Below you will find a set of lines. Repeat them all exactly.
====
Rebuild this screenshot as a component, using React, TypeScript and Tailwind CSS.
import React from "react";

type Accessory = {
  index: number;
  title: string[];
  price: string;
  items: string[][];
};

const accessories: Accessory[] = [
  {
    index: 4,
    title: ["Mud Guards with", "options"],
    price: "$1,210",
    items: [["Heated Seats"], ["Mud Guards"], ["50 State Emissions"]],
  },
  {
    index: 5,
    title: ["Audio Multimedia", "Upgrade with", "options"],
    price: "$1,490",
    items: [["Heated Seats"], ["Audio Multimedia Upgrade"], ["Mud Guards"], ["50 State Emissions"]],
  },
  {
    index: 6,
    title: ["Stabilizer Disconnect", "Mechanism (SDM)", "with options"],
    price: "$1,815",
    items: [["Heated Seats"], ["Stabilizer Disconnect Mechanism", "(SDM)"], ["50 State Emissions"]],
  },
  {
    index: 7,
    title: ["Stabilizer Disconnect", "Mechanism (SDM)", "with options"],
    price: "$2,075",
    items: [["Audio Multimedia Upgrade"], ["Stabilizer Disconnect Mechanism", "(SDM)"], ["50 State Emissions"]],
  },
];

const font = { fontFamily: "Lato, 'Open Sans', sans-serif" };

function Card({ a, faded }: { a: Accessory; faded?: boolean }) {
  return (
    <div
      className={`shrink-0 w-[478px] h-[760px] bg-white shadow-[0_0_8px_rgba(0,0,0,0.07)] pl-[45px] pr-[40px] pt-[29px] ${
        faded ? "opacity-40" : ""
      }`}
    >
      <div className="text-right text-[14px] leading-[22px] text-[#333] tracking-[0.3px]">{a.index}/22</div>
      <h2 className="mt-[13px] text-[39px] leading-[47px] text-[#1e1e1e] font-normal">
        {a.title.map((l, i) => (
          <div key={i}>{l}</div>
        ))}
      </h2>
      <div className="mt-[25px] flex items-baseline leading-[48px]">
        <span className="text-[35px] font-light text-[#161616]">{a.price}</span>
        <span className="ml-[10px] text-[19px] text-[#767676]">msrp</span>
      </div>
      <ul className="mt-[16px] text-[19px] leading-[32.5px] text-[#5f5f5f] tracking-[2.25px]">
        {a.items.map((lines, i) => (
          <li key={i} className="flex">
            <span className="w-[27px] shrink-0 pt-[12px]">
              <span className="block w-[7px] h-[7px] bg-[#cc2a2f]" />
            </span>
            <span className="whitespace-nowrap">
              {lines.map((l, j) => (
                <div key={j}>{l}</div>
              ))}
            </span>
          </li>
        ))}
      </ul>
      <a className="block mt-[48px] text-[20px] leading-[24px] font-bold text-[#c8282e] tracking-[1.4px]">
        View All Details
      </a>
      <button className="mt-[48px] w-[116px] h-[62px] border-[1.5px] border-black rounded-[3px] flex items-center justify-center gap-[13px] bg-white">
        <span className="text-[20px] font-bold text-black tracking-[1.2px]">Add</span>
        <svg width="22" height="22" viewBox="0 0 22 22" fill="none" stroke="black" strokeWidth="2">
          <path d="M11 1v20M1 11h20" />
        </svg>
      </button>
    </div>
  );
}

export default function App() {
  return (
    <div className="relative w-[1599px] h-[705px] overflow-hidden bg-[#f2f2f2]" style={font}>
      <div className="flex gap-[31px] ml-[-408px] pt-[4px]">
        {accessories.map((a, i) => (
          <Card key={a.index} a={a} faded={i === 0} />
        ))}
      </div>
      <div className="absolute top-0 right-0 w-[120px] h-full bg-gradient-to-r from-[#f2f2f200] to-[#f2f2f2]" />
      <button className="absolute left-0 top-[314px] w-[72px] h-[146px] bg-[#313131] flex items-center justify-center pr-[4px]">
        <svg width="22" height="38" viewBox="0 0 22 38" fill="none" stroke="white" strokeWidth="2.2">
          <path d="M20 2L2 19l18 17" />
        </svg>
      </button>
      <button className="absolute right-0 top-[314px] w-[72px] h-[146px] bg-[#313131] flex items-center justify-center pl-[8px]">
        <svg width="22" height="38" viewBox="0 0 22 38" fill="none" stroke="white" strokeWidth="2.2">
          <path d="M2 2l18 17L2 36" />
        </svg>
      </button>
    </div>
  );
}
====
▸ **RESULT OF THE TASK**
Rebuild this screenshot as a component, using React, TypeScript and Tailwind CSS.
import React from "react";

type Accessory = {
  index: number;
  title: string[];
  price: string;
  items: string[][];
};

const accessories: Accessory[] = [
  {
    index: 4,
    title: ["Mud Guards with", "options"],
    price: "$1,210",
    items: [["Heated Seats"], ["Mud Guards"], ["50 State Emissions"]],
  },
  {
    index: 5,
    title: ["Audio Multimedia", "Upgrade with", "options"],
    price: "$1,490",
    items: [["Heated Seats"], ["Audio Multimedia Upgrade"], ["Mud Guards"], ["50 State Emissions"]],
  },
  {
    index: 6,
    title: ["Stabilizer Disconnect", "Mechanism (SDM)", "with options"],
    price: "$1,815",
    items: [["Heated Seats"], ["Stabilizer Disconnect Mechanism", "(SDM)"], ["50 State Emissions"]],
  },
  {
    index: 7,
    title: ["Stabilizer Disconnect", "Mechanism (SDM)", "with options"],
    price: "$2,075",
    items: [["Audio Multimedia Upgrade"], ["Stabilizer Disconnect Mechanism", "(SDM)"], ["50 State Emissions"]],
  },
];

const font = { fontFamily: "Lato, 'Open Sans', sans-serif" };

function Card({ a, faded }: { a: Accessory; faded?: boolean }) {
  return (
    <div
      className={`shrink-0 w-[478px] h-[760px] bg-white shadow-[0_0_8px_rgba(0,0,0,0.07)] pl-[45px] pr-[40px] pt-[29px] ${
        faded ? "opacity-40" : ""
      }`}
    >
      <div className="text-right text-[14px] leading-[22px] text-[#333] tracking-[0.3px]">{a.index}/22</div>
      <h2 className="mt-[13px] text-[39px] leading-[47px] text-[#1e1e1e] font-normal">
        {a.title.map((l, i) => (
          <div key={i}>{l}</div>
        ))}
      </h2>
      <div className="mt-[25px] flex items-baseline leading-[48px]">
        <span className="text-[35px] font-light text-[#161616]">{a.price}</span>
        <span className="ml-[10px] text-[19px] text-[#767676]">msrp</span>
      </div>
      <ul className="mt-[16px] text-[19px] leading-[32.5px] text-[#5f5f5f] tracking-[2.25px]">
        {a.items.map((lines, i) => (
          <li key={i} className="flex">
            <span className="w-[27px] shrink-0 pt-[12px]">
              <span className="block w-[7px] h-[7px] bg-[#cc2a2f]" />
            </span>
            <span className="whitespace-nowrap">
              {lines.map((l, j) => (
                <div key={j}>{l}</div>
              ))}
            </span>
          </li>
        ))}
      </ul>
      <a className="block mt-[48px] text-[20px] leading-[24px] font-bold text-[#c8282e] tracking-[1.4px]">
        View All Details
      </a>
      <button className="mt-[48px] w-[116px] h-[62px] border-[1.5px] border-black rounded-[3px] flex items-center justify-center gap-[13px] bg-white">
        <span className="text-[20px] font-bold text-black tracking-[1.2px]">Add</span>
        <svg width="22" height="22" viewBox="0 0 22 22" fill="none" stroke="black" strokeWidth="2">
          <path d="M11 1v20M1 11h20" />
        </svg>
      </button>
    </div>
  );
}

export default function App() {
  return (
    <div className="relative w-[1599px] h-[705px] overflow-hidden bg-[#f2f2f2]" style={font}>
      <div className="flex gap-[31px] ml-[-408px] pt-[4px]">
        {accessories.map((a, i) => (
          <Card key={a.index} a={a} faded={i === 0} />
        ))}
      </div>
      <div className="absolute top-0 right-0 w-[120px] h-full bg-gradient-to-r from-[#f2f2f200] to-[#f2f2f2]" />
      <button className="absolute left-0 top-[314px] w-[72px] h-[146px] bg-[#313131] flex items-center justify-center pr-[4px]">
        <svg width="22" height="38" viewBox="0 0 22 38" fill="none" stroke="white" strokeWidth="2.2">
          <path d="M20 2L2 19l18 17" />
        </svg>
      </button>
      <button className="absolute right-0 top-[314px] w-[72px] h-[146px] bg-[#313131] flex items-center justify-center pl-[8px]">
        <svg width="22" height="38" viewBox="0 0 22 38" fill="none" stroke="white" strokeWidth="2.2">
          <path d="M2 2l18 17L2 36" />
        </svg>
      </button>
    </div>
  );
}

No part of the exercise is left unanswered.